Sound, touch, sight, and smell
How to experience and understand the landscape.
Scale of intervention
to blend with place helps us experience that we are a part of place
materials, steel, willow, wood, steel grate
landscape to take over.
Childrens Learning Center – Natural Playground (11, in Jackson)
Children spending too much time indoors
Experiencing “tamed” nature
Playground serving as a bridge between their “tamed” to “wild” experiences.
How are these places changing the way people experience the world? Some years ago a community project was to design and build a Quail Watching “station.” When the structure was near completion and we had left for the evening a camper in the campground went to explore the pavilion and watch the quail in the evening. What he told me of this experience was that
” he sat in the pavilion as the sun was setting to wait for the quail to come down the hillside. When sitting in the carved out space and looking at the surrounding land at eye level he said he felt that he was a part of the place.”
The visitors experience of the pavilion was not of how pretty or well constructed the pavilion is, but how he felt that he belonged to the place.
It is this sense of belonging that provides an engagement with a larger community.
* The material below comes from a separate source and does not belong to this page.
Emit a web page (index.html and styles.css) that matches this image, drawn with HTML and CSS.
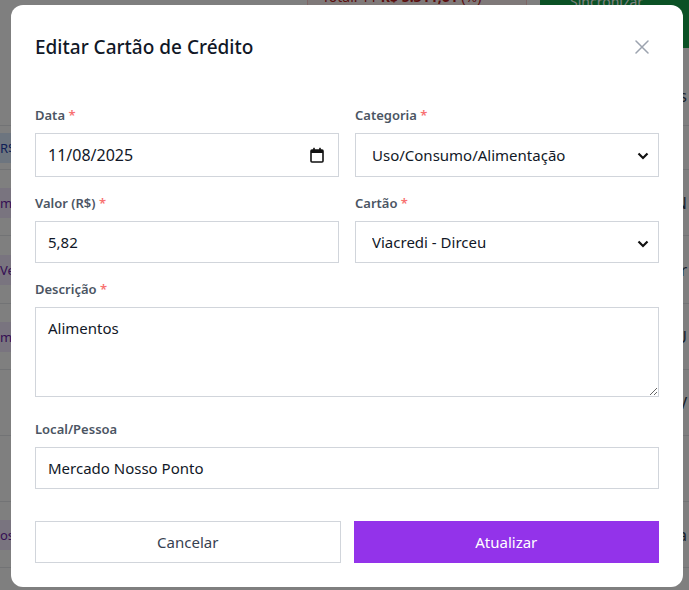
FILE: index.html
```html
<!DOCTYPE html>
<html lang="pt-BR">
<head>
<meta charset="utf-8">
<title>Editar Cartão de Crédito</title>
<link rel="stylesheet" href="styles.css">
</head>
<body>
<div class="page">
  <div class="topbar">
    <div class="total">Total: 11 <b>R$ 5.311,61</b> (%)</div>
    <div class="green">Sincronizar</div>
  </div>
  <div class="rows">
    <div class="row r1"><span class="cell-l"></span><span class="cell-r">s</span></div>
    <div class="row r2"><span class="cell-l badge blue">R$</span><span class="cell-r"></span></div>
    <div class="row r3"><span class="cell-l badge purple">mer</span><span class="cell-r">N</span></div>
    <div class="row r4"><span class="cell-l badge purple">Ve</span><span class="cell-r">r</span></div>
    <div class="row r5"><span class="cell-l badge purple">mer</span><span class="cell-r">U</span></div>
    <div class="row r6"><span class="cell-l"></span><span class="cell-r">V</span></div>
    <div class="row r7"><span class="cell-l"></span><span class="cell-r"></span></div>
    <div class="row r8"><span class="cell-l badge purple">os</span><span class="cell-r">a</span></div>
  </div>
</div>

<div class="overlay">
  <div class="modal">
    <div class="modal-header">
      <h2 class="title">Editar Cartão de Crédito</h2>
      <button class="close" aria-label="Fechar">
        <svg width="14" height="14" viewBox="0 0 14 14"><path d="M1 1L13 13M13 1L1 13" stroke="#9ca3af" stroke-width="1.5" fill="none" stroke-linecap="round"/></svg>
      </button>
    </div>
    <form class="form">
      <div class="grid">
        <div class="field">
          <label class="label">Data <span class="req">*</span></label>
          <div class="control control-date">
            <input class="bare date" type="text" value="11/08/2025">
            <svg class="cal" width="14" height="16" viewBox="0 0 14 16"><rect x="1" y="3" width="12" height="12" rx="1" fill="none" stroke="#111" stroke-width="1.6"/><rect x="1" y="3" width="12" height="3" fill="#111"/><rect x="3.2" y="0.8" width="1.6" height="3" fill="#111"/><rect x="9.2" y="0.8" width="1.6" height="3" fill="#111"/></svg>
          </div>
        </div>
        <div class="field">
          <label class="label">Categoria <span class="req">*</span></label>
          <div class="control control-select tall">
            <select class="bare sel"><option>Uso/Consumo/Alimentação</option></select>
            <svg class="chev" width="12" height="8" viewBox="0 0 12 8"><path d="M1.5 1.5L6 6L10.5 1.5" stroke="#111" stroke-width="2.2" fill="none"/></svg>
          </div>
        </div>
        <div class="field">
          <label class="label">Valor (R$) <span class="req">*</span></label>
          <div class="control">
            <input class="bare" type="text" value="5,82">
          </div>
        </div>
        <div class="field">
          <label class="label">Cartão <span class="req">*</span></label>
          <div class="control control-select">
            <select class="bare sel"><option>Viacredi - Dirceu</option></select>
            <svg class="chev" width="12" height="8" viewBox="0 0 12 8"><path d="M1.5 1.5L6 6L10.5 1.5" stroke="#111" stroke-width="2.2" fill="none"/></svg>
          </div>
        </div>
      </div>
      <div class="field">
        <label class="label">Descrição <span class="req">*</span></label>
        <textarea class="textarea">Alimentos</textarea>
      </div>
      <div class="field">
        <label class="label">Local/Pessoa</label>
        <div class="control">
          <input class="bare" type="text" value="Mercado Nosso Ponto">
        </div>
      </div>
      <div class="actions">
        <button type="button" class="btn btn-cancel">Cancelar</button>
        <button type="button" class="btn btn-primary">Atualizar</button>
      </div>
    </form>
  </div>
</div>
</body>
</html>
```

FILE: styles.css
```css
* { box-sizing: border-box; }
html, body { margin: 0; padding: 0; }
body {
  font-family: "Noto Sans", "Open Sans", sans-serif;
  background: #ffffff;
  width: 689px;
  height: 590px;
  overflow: hidden;
}
.page { width: 689px; }
.topbar {
  height: 48px;
  margin-top: -22px;
  display: flex;
  align-items: flex-start;
}
.total {
  margin-left: 307px;
  width: 220px;
  height: 32px;
  background: #fef2f2;
  border: 1px solid #fecaca;
  color: #b91c1c;
  font-size: 14px;
  padding: 8px 14px;
  white-space: nowrap;
}
.green {
  margin-left: 13px;
  flex: 1;
  height: 70px;
  background: #16a34a;
  color: #fff;
  font-size: 14px;
  padding: 14px 30px;
}
.rows { margin-top: 40px; }
.row {
  display: flex;
  justify-content: space-between;
  align-items: center;
  border-bottom: 1px solid #e5e7eb;
  font-size: 16px;
  color: #374151;
}
.r1 { height: 60px; }
.r2 { height: 44px; }
.r3 { height: 66px; }
.r4 { height: 68px; }
.r5 { height: 66px; }
.r6 { height: 66px; }
.r7 { height: 66px; }
.r8 { height: 66px; }
.cell-l { padding: 6px 0; min-width: 30px; }
.cell-r { padding-right: 2px; }
.badge { font-size: 13px; padding: 6px 4px 6px 0; }
.badge.blue { background: #dbeafe; color: #1e40af; }
.badge.purple { background: #f3e8ff; color: #6b21a8; }

.overlay {
  position: fixed;
  inset: 0;
  background: rgba(0, 0, 0, 0.5);
  padding: 5px 0 0 11px;
}
.modal {
  width: 672px;
  background: #fff;
  border-radius: 12px;
  padding: 24px;
}
.modal-header {
  display: flex;
  justify-content: space-between;
  align-items: center;
  margin-bottom: 40px;
}
.title {
  margin: 0;
  font-size: 19px;
  line-height: 36px;
  font-weight: 500;
  color: #111827;
}
.close {
  border: 0;
  background: none;
  padding: 0;
  margin-right: 10px;
  width: 14px;
  height: 14px;
  display: flex;
}
.form { display: flex; flex-direction: column; gap: 16px; }
.grid {
  display: grid;
  grid-template-columns: 1fr 1fr;
  gap: 16px;
}
.field { display: flex; flex-direction: column; }
.label {
  font-size: 13px;
  line-height: 20px;
  font-weight: 600;
  color: #4b5563;
  margin-bottom: 8px;
}
.req { color: #f87171; }
.control {
  position: relative;
  height: 42px;
  border: 1px solid #d1d5db;
  display: flex;
  align-items: center;
  background: #fff;
}
.control-date, .tall { height: 44px; }
.bare {
  border: 0;
  outline: none;
  background: transparent;
  font-family: inherit;
  font-size: 15px;
  color: #111827;
  width: 100%;
  height: 100%;
  padding: 0 12px;
}
.date { font-size: 16px; }
.sel {
  appearance: none;
  -webkit-appearance: none;
  padding-left: 16px;
}
.cal { position: absolute; right: 14px; top: 13px; }
.chev { position: absolute; right: 9px; top: 18px; pointer-events: none; }
.textarea {
  display: block;
  height: 90px;
  border: 1px solid #d1d5db;
  font-family: inherit;
  font-size: 15px;
  color: #111827;
  padding: 10px 12px;
  resize: vertical;
  outline: none;
  margin-bottom: 6px;
}
.actions {
  display: grid;
  grid-template-columns: 1fr 1fr;
  gap: 13px;
  margin-top: 16px;
}
.btn {
  height: 42px;
  font-family: inherit;
  font-size: 15px;
  border: 1px solid #d1d5db;
  background: #fff;
  color: #374151;
}
.btn-primary {
  background: #9333ea;
  border-color: #9333ea;
  color: #fff;
}
```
Engagement with community provides a sense of value and necessity for something other than ourselves.
That can move us into Aldo Leopolds practice of a LAND ETHIC – that we are interrelated.
These experiences engender a sense of responsibility and CARE.
Architectural works that are built within the rural / wild interface have the ability to transform our sense of self extend the understanding of the civic engagement beyond humankind and into the larger world we all belong to.
This sense and experience is critical if we are to move from a people who reside over the world to one that belongs to the world.
A people who no longer dominate, but respect and care for a larger community. It will be from this cultural transformation that we will evolve a truly sustainable society.